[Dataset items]
>> begin

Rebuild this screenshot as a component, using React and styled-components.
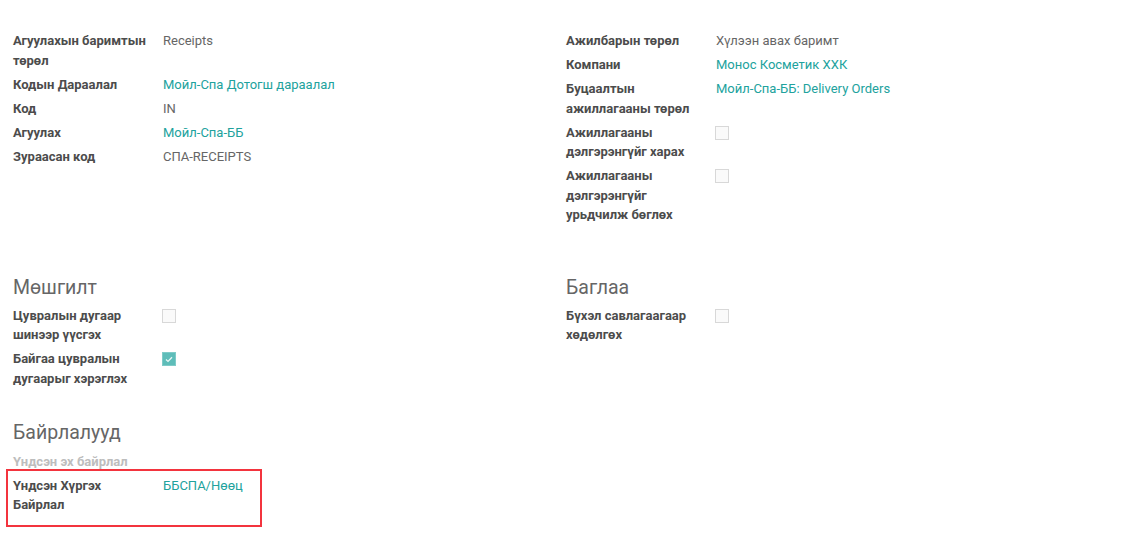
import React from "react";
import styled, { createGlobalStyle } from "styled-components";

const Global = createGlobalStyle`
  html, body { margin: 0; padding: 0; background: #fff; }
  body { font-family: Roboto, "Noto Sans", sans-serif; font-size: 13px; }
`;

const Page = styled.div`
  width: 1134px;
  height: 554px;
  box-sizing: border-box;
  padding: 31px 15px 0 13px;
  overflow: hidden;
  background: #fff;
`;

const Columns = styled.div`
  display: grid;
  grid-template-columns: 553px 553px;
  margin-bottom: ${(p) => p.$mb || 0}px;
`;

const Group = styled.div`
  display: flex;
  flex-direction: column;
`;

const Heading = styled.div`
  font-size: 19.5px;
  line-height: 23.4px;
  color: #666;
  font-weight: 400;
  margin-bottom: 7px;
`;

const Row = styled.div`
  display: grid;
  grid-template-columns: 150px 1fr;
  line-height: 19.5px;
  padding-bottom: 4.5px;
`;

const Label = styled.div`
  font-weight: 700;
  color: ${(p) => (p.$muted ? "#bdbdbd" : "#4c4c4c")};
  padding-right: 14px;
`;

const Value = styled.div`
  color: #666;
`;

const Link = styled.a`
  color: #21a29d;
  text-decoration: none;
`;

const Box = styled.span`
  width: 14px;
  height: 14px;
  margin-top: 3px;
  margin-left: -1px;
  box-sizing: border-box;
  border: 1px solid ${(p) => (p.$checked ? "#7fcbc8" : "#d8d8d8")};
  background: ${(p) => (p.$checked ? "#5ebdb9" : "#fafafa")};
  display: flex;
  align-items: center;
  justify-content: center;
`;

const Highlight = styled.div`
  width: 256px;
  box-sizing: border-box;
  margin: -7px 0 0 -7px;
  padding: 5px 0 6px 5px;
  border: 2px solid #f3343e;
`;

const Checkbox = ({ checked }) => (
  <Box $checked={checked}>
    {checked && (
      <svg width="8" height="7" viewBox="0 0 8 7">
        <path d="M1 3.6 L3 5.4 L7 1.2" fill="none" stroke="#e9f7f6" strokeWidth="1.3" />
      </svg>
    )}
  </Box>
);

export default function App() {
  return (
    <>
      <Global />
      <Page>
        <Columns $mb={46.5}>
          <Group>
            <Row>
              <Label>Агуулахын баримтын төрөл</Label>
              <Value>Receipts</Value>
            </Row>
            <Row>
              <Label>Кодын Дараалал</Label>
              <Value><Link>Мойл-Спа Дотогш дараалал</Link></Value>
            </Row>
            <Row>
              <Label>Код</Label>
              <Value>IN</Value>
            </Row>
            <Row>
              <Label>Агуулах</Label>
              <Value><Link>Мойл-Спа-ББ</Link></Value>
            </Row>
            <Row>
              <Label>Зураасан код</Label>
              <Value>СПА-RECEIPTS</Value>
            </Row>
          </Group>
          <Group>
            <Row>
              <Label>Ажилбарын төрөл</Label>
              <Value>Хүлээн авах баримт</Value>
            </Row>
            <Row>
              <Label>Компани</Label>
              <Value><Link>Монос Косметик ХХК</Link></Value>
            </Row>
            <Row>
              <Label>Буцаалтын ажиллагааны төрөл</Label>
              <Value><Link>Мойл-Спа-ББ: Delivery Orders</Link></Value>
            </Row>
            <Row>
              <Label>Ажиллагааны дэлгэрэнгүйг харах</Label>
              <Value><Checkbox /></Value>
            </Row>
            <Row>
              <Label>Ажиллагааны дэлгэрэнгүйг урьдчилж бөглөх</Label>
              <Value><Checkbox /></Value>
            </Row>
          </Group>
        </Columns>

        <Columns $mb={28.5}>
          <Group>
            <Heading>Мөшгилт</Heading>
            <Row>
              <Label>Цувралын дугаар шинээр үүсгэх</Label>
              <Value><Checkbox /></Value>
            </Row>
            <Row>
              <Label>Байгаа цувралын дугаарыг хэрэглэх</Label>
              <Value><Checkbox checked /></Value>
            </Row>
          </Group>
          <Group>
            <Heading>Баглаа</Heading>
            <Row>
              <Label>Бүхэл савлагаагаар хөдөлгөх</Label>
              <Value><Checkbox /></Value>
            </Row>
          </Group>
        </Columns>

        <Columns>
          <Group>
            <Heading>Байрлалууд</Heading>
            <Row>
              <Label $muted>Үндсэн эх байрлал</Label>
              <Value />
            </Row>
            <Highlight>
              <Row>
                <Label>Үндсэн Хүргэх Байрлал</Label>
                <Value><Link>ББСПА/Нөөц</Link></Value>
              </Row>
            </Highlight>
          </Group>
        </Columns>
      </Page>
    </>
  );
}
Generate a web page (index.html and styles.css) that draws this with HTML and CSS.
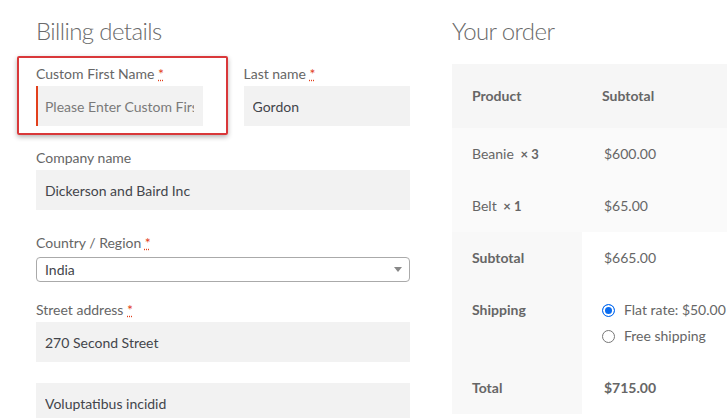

>> end

Given request: Gather each line that holds "this".

Answer below:
Rebuild this screenshot as a component, using React and styled-components.
Generate a web page (index.html and styles.css) that draws this with HTML and CSS.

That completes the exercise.